Je ne peux que souscrire aux ajouts pertinents de l’artiste pour la paix, Pierre Jasmin. D’ailleurs, les enjeux politiques et sexistes autour de ces jeux mériteraient une analyse plus fine, plus exhaustive et plus rigoureuse que la mienne pour faire ressortir toutes les contradictions inhérentes à ce système.
D’ailleurs, la couverture médiatique complaisante, sans réflexe critique, mérite aussi une étude approfondie des tenants et aboutissants.

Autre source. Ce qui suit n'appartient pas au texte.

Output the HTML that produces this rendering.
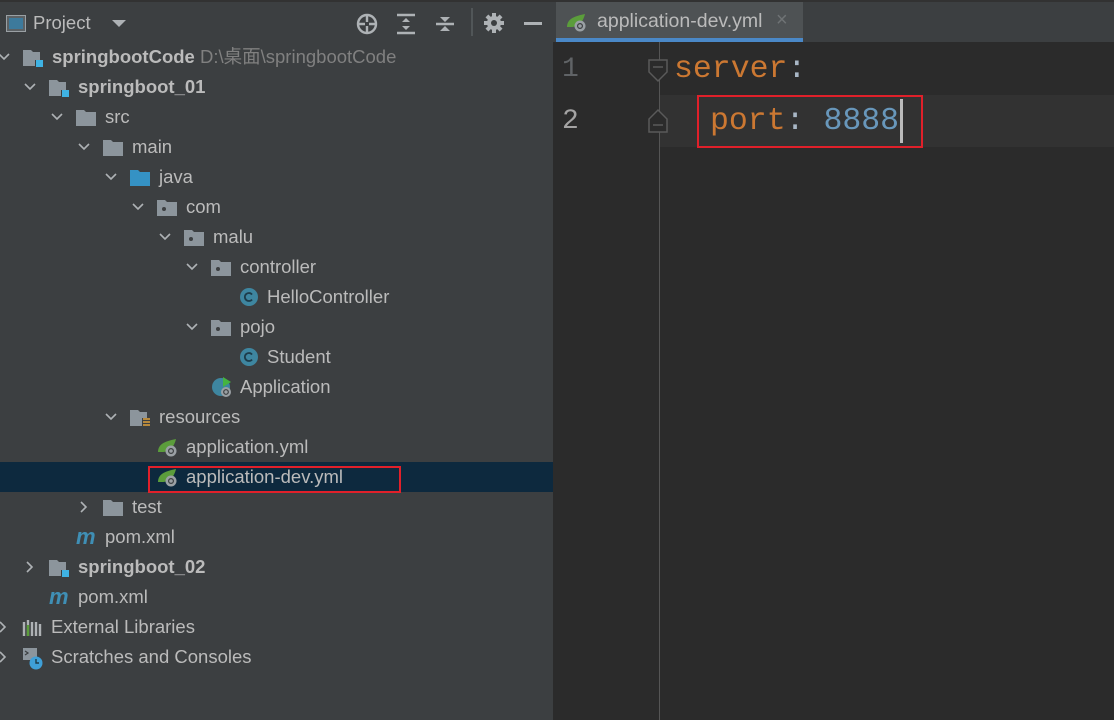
<!DOCTYPE html>
<html><head><meta charset="utf-8"><style>
body{margin:0;width:1114px;height:720px;overflow:hidden;background:#2b2b2b;font-family:"Liberation Sans","Noto Sans CJK SC",sans-serif;position:relative}
#left{position:absolute;left:0;top:0;width:553px;height:720px;background:#3c3f41}
#hdr{position:absolute;left:0;top:0;width:553px;height:42px;border-top:2px solid #323232;box-sizing:border-box}
.row{position:absolute;left:0;width:553px;height:30px;color:#bbbbbb;font-size:18.5px;line-height:30px}
.t{position:absolute;top:0;white-space:nowrap}
.ch{position:absolute;top:9px;width:12px;height:12px}
.ic{position:absolute;top:5px;width:22px;height:20px}
b{font-weight:bold}
#tabbar{position:absolute;left:553px;top:0;width:561px;height:42px;background:#3c3f41;border-top:2px solid #323232;box-sizing:border-box}
#tab{position:absolute;left:556px;top:2px;width:247px;height:40px;background:#4e5254;border-bottom:4px solid #4a88c7;box-sizing:border-box}
.mono{font-family:"Liberation Mono","DejaVu Sans Mono",monospace;font-size:31.5px;position:absolute;white-space:pre}
</style></head><body>
<div id="left">
<div id="hdr">
<svg style="position:absolute;left:6px;top:13px" width="20" height="18"><rect x="0.5" y="0.5" width="19" height="16" fill="#5c6164" stroke="#9aa0a4"/><rect x="3" y="3" width="14" height="11" fill="#3d7a9c"/></svg>
<span style="position:absolute;left:33px;top:10px;color:#bbb;font-size:18.5px">Project</span>
<svg style="position:absolute;left:112px;top:18px" width="14" height="8"><path d="M0 0h14L7 7z" fill="#aeb2b5"/></svg>
<svg style="position:absolute;left:356px;top:11px" width="22" height="22"><circle cx="11" cy="11" r="9" fill="none" stroke="#aeb2b5" stroke-width="2.4"/><path d="M11 2v7M11 13v7M2 11h7M13 11h7" stroke="#aeb2b5" stroke-width="2.4"/></svg>
<svg style="position:absolute;left:396px;top:11px" width="20" height="22"><path d="M1 2h18M1 20h18" stroke="#aeb2b5" stroke-width="2.4"/><path d="M10 5l4 4H6zM10 17l4-4H6z" fill="#aeb2b5"/></svg>
<svg style="position:absolute;left:434px;top:11px" width="22" height="22"><path d="M2 11h18" stroke="#aeb2b5" stroke-width="2.4"/><path d="M11 9l5-5H6zM11 13l5 5H6z" fill="#aeb2b5"/></svg>
<div style="position:absolute;left:471px;top:6px;width:2px;height:28px;background:#515658"></div>
<svg style="position:absolute;left:484px;top:11px" width="20" height="20"><g fill="#aeb2b5"><circle cx="10" cy="10" r="7"/><path d="M8 0h4v20H8zM0 8h20v4H0z"/><path d="M8 0h4v20H8z" transform="rotate(45 10 10)"/><path d="M8 0h4v20H8z" transform="rotate(-45 10 10)"/></g><circle cx="10" cy="10" r="3" fill="#3c3f41"/></svg>
<div style="position:absolute;left:524px;top:20px;width:18px;height:3px;background:#aeb2b5"></div>
</div>
<div class="row" style="top:462px;background:#0d293e"></div>
<div style="position:absolute;left:148px;top:466px;width:249px;height:23px;border:2px solid #e0202a;box-sizing:content-box"></div>
</div>

<svg width="0" height="0" style="position:absolute">
<defs>
<symbol id="chd" viewBox="0 0 12 12"><path d="M1 3l5 5 5-5" fill="none" stroke="#aeb2b5" stroke-width="1.6"/></symbol>
<symbol id="chr" viewBox="0 0 12 12"><path d="M3 1l5 5-5 5" fill="none" stroke="#aeb2b5" stroke-width="1.6"/></symbol>
<symbol id="fold" viewBox="0 0 22 20"><path d="M1 3h8l2 2h10v14H1z" fill="#8c959c"/></symbol>
<symbol id="mod" viewBox="0 0 22 20"><path d="M1 3h8l2 2h7v8h-5v6H1z" fill="#8c959c"/><rect x="14" y="13" width="7" height="7" fill="#3fb3e4"/></symbol>
<symbol id="src" viewBox="0 0 22 20"><path d="M1 3h8l2 2h10v14H1z" fill="#3592c4"/></symbol>
<symbol id="pkg" viewBox="0 0 22 20"><path d="M1 3h8l2 2h10v14H1z" fill="#8c959c"/><circle cx="8" cy="12" r="2" fill="#3c3f41"/></symbol>
<symbol id="res" viewBox="0 0 22 20"><path d="M1 3h8l2 2h7v6h-5v8H1z" fill="#8c959c"/><path d="M14 12h7M14 15h7M14 18h7" stroke="#e0a23a" stroke-width="1.6"/></symbol>
<symbol id="cls" viewBox="0 0 22 20"><circle cx="11" cy="10" r="9" fill="#3e86a0"/><path d="M14 7.5a4 4 0 1 0 0 5" fill="none" stroke="#1d3c4a" stroke-width="1.8"/></symbol>
<symbol id="app" viewBox="0 0 22 22"><circle cx="10" cy="11" r="9" fill="#3e86a0"/><path d="M12 1l8 5-8 5z" fill="#45b440"/><circle cx="15" cy="16" r="5" fill="#9aa0a4"/><circle cx="15" cy="16" r="2.3" fill="none" stroke="#3c3f41" stroke-width="1.2"/></symbol>
<symbol id="yml" viewBox="0 0 22 20"><path d="M1 15C1 6 10 4 19 2c-2 8-6 13-14 13z" fill="#5b9d3b"/><circle cx="14" cy="14" r="5.5" fill="#9aa0a4"/><circle cx="14" cy="14" r="2.4" fill="none" stroke="#3c3f41" stroke-width="1.2"/></symbol>
<symbol id="mvn" viewBox="0 0 22 20"><text x="0" y="17" font-family="Liberation Sans" font-weight="bold" font-style="italic" font-size="22" fill="#3f8fb5">m</text></symbol>
</defs></svg>

<div id="tree" style="position:absolute;left:0;top:0">
<div class="row" style="top:42px"><svg class="ch" style="left:-2px"><use href="#chd"/></svg><svg class="ic" style="left:22px"><use href="#mod"/></svg><span class="t" style="left:52px"><b>springbootCode</b> <span style="color:#808080">D:\桌面\springbootCode</span></span></div>
<div class="row" style="top:72px"><svg class="ch" style="left:24px"><use href="#chd"/></svg><svg class="ic" style="left:48px"><use href="#mod"/></svg><span class="t" style="left:78px"><b>springboot_01</b></span></div>
<div class="row" style="top:102px"><svg class="ch" style="left:51px"><use href="#chd"/></svg><svg class="ic" style="left:75px"><use href="#fold"/></svg><span class="t" style="left:105px">src</span></div>
<div class="row" style="top:132px"><svg class="ch" style="left:78px"><use href="#chd"/></svg><svg class="ic" style="left:102px"><use href="#fold"/></svg><span class="t" style="left:132px">main</span></div>
<div class="row" style="top:162px"><svg class="ch" style="left:105px"><use href="#chd"/></svg><svg class="ic" style="left:129px"><use href="#src"/></svg><span class="t" style="left:159px">java</span></div>
<div class="row" style="top:192px"><svg class="ch" style="left:132px"><use href="#chd"/></svg><svg class="ic" style="left:156px"><use href="#pkg"/></svg><span class="t" style="left:186px">com</span></div>
<div class="row" style="top:222px"><svg class="ch" style="left:159px"><use href="#chd"/></svg><svg class="ic" style="left:183px"><use href="#pkg"/></svg><span class="t" style="left:213px">malu</span></div>
<div class="row" style="top:252px"><svg class="ch" style="left:186px"><use href="#chd"/></svg><svg class="ic" style="left:210px"><use href="#pkg"/></svg><span class="t" style="left:240px">controller</span></div>
<div class="row" style="top:282px"><svg class="ic" style="left:238px"><use href="#cls"/></svg><span class="t" style="left:267px">HelloController</span></div>
<div class="row" style="top:312px"><svg class="ch" style="left:186px"><use href="#chd"/></svg><svg class="ic" style="left:210px"><use href="#pkg"/></svg><span class="t" style="left:240px">pojo</span></div>
<div class="row" style="top:342px"><svg class="ic" style="left:238px"><use href="#cls"/></svg><span class="t" style="left:267px">Student</span></div>
<div class="row" style="top:372px"><svg class="ic" style="left:211px;top:4px;height:22px"><use href="#app"/></svg><span class="t" style="left:240px">Application</span></div>
<div class="row" style="top:402px"><svg class="ch" style="left:105px"><use href="#chd"/></svg><svg class="ic" style="left:129px"><use href="#res"/></svg><span class="t" style="left:159px">resources</span></div>
<div class="row" style="top:432px"><svg class="ic" style="left:157px"><use href="#yml"/></svg><span class="t" style="left:186px">application.yml</span></div>
<div class="row" style="top:462px"><svg class="ic" style="left:157px"><use href="#yml"/></svg><span class="t" style="left:186px">application-dev.yml</span></div>
<div class="row" style="top:492px"><svg class="ch" style="left:78px"><use href="#chr"/></svg><svg class="ic" style="left:102px"><use href="#fold"/></svg><span class="t" style="left:132px">test</span></div>
<div class="row" style="top:522px"><svg class="ic" style="left:76px"><use href="#mvn"/></svg><span class="t" style="left:105px">pom.xml</span></div>
<div class="row" style="top:552px"><svg class="ch" style="left:24px"><use href="#chr"/></svg><svg class="ic" style="left:48px"><use href="#mod"/></svg><span class="t" style="left:78px"><b>springboot_02</b></span></div>
<div class="row" style="top:582px"><svg class="ic" style="left:49px"><use href="#mvn"/></svg><span class="t" style="left:78px">pom.xml</span></div>
<div class="row" style="top:612px"><svg class="ch" style="left:-3px"><use href="#chr"/></svg><svg class="ic" style="left:22px" viewBox="0 0 22 20"><path d="M2 5v14M6 3v16M10 5v14M14 5v14M18 7v12" stroke="#aeb2b5" stroke-width="2.4"/><path d="M6 8v11" stroke="#5b9d3b" stroke-width="2.4"/></svg><span class="t" style="left:51px">External Libraries</span></div>
<div class="row" style="top:642px"><svg class="ch" style="left:-3px"><use href="#chr"/></svg><svg class="ic" style="left:22px;height:24px" viewBox="0 0 22 24"><rect x="1" y="1" width="14" height="12" fill="#8c959c"/><path d="M3 4l3 2-3 2" stroke="#3c3f41" fill="none" stroke-width="1.2"/><circle cx="14" cy="16" r="6.5" fill="#3fa0d8"/><path d="M14 12v4h3" stroke="#1d3c4a" fill="none" stroke-width="1.4"/></svg><span class="t" style="left:51px">Scratches and Consoles</span></div>
</div>

<div id="tabbar"></div>
<div id="tab">
<svg style="position:absolute;left:10px;top:10px" width="22" height="20"><use href="#yml"/></svg>
<span style="position:absolute;left:41px;top:8px;color:#bbb;font-size:19.5px">application-dev.yml</span>
<span style="position:absolute;left:220px;top:7px;color:#6f7375;font-size:20px">×</span>
</div>
<div style="position:absolute;left:660px;top:95px;width:454px;height:52px;background:#323232"></div>
<div style="position:absolute;left:659px;top:42px;width:1px;height:678px;background:#555"></div>
<span class="mono" style="left:562px;top:54px;color:#606366;font-size:28px">1</span>
<span class="mono" style="left:562px;top:106px;color:#a4a3a3;font-size:28px">2</span>
<svg style="position:absolute;left:647px;top:58px" width="24" height="30"><path d="M2 2h18v12l-9 9-9-9z" fill="#2b2b2b" stroke="#5a5a5a" stroke-width="1.5"/><path d="M6 9h10" stroke="#5a5a5a" stroke-width="1.5"/></svg>
<svg style="position:absolute;left:647px;top:105px" width="24" height="30"><path d="M2 27h18V14l-9-9-9 9z" fill="#2b2b2b" stroke="#5a5a5a" stroke-width="1.5"/><path d="M6 20h10" stroke="#5a5a5a" stroke-width="1.5"/></svg>
<span class="mono" style="left:674px;top:52px;color:#cc7832">server<span style="color:#a9b7c6">:</span></span>
<span class="mono" style="left:710px;top:104px;color:#cc7832">port<span style="color:#a9b7c6">: </span><span style="color:#6897bb">8888</span></span>
<div style="position:absolute;left:900px;top:99px;width:3px;height:44px;background:#bbb"></div>
<div style="position:absolute;left:697px;top:95px;width:222px;height:49px;border:2px solid #e0202a"></div>
</body></html>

Bravo André et Pierre de nous rappeler que derrière les exploits méritoires des athlètes il y a un immense système mercantile globalisé et une géopolitique. Nous ne devons pas être insensibles à ces deux réalités et au rôle des médias dans l’entretien d’une image héroïque du sport qui est pour la majorité des audiences un spectacle. Il y a une autre réalité à laquelle je suis sensible moi qui à l’approche de ses 80 ans a toujours été un adepte de la pratique sportive, conscient des bénéfices qu’elle apporte au plan physique, social et mental. J’ai une énorme admiration pour le décathlète Damian Warner. Ayant tâté vers 20 ans les dix disciplines qu’il maîtrise je peux estimer ce que cela signifie d’entraînement, de contrôle de plusieurs techniques. Il est la remarquable incarnation de la devise: « plus vite » (courses), « plus haut » (sauts), « plus fort » (lancers) et le tout dans un « ensemble ». Je souhaite qu’il inspire des cohortes de jeunes gens les incitant au dépassement dans le sport qu’ils choisiront et en se gardant à l’abri des drogues.